I’m one of those guys who would nothing more than dinner and a movie. I like things simple at first. If anything goes past the first date, then we can mix it up and get adventurous later.
The dinner conversation has usually been the BIG FAIL in my previous dating attempts. I’m not a fan of the one-sided conversations. I shouldn’t be the only one asking the questions. I want to answer some too! I take a lot of interest in what other people have to say when I’m in this one-on-one scenario, but please spend time on me as well.
Cell phone etiquette is pretty important. I’m guilty of always having my phone on the table (mainly because I don’t want my pants to crack it or something). But just know that I flip it around so I’m not looking at what pops up whether it’s a text, e-mail, missed call, or other notification (sorry FaceBook and Instagram.) I’ve heard many times that its work emergency or a family member that they need to talk to or answer for. That’s fine, but more times than most, I can tell it’s a complete lie. And there’s nothing more rude than interrupting our conversation right in the middle of me talking to answer your phone. And you better not give me the “hold it” finger.
Movie theater time is always pretty interesting. Usually it’s preferred to see a comedy or a scary movie (something entertaining). I don’t want to sit on a first date reading subtitles or crying. That will come with time. I like to hold hands, I like to duck and jump over to you when something’s scary. But there’s nothing more frustrating when neither one makes any kind of move or subtle invitation for those moments.
The end of the night can get pretty awkward, but it doesn’t have to be. Know when the night is over. Don’t linger around if there’s nothing more to talk about. We’ve just spent 3+ hours together, so let’s leave a little mystery for the next time (if there is one). If nothing happened during the movie, then a hug will suffice. If there is no intention for another date, handshake. And if there was any kind of hope that this could turn into something more, then by all means make it a memorable first kiss.
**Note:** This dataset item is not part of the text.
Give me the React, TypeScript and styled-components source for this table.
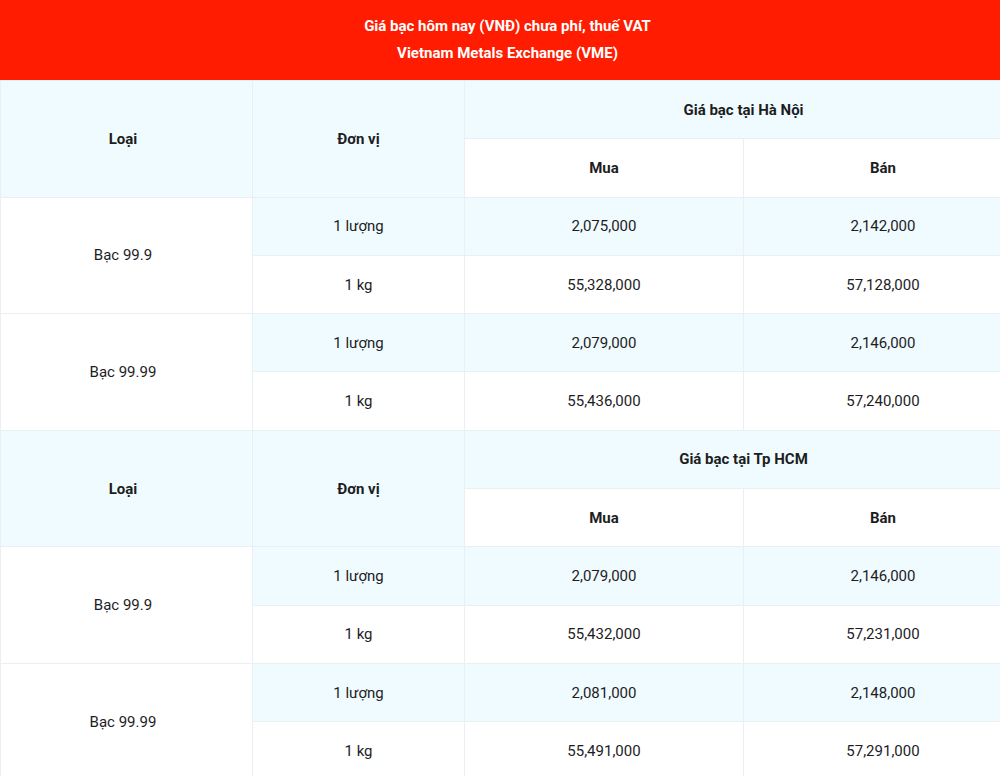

I’m always a fan after saying goodbye to follow up with a quick thank you text. Not a phone call, not a thousand voicemails, just a simple text when you get home saying something along the lines of, “thank you, I had such a great time” etc. And to follow up with that, if you have no intention to go out again, be upfront and politely pass. Tell me! Don’t ignore. There’s nothing more embarrassing than making more attempts to go out again when they don’t make an effort in return or choose to do nothing either way.

In conclusion…
I’m 21. I know I have time. But I find myself at a point in my life when I yearn for something more. I’m not looking to settle down and move in with someone at this very moment, but I do look towards more opportunities for trial and error. I may be a busy guy with the most insane schedule that is never consistent, but if someone comes along that I want to make an effort with, I will make time. I complain every Valentine’s Day that I’m single and no one loves me, no one ever approaches me or makes the first move (which is pretty much the truth most of the time). But I have to be equally engaging and put myself out there too. I want a relationship based on honesty, passion, and above all else a deeper spirituality. In order to avoid a long debate about gay marriage and whatnot, I’ll just say that I yearn for someone in my life, another man who will love me and I him, someone who will protect me and fight for me because I will be doing the same. That is why during this season of Lent, I am striving for celibacy (take that in whatever way comes to mind, but I'm not giving details) and praying for my future love (wherever he is). I am praying to God that he is all things I look for and more, and I trust that God knows who is best for me even if I may not know right away.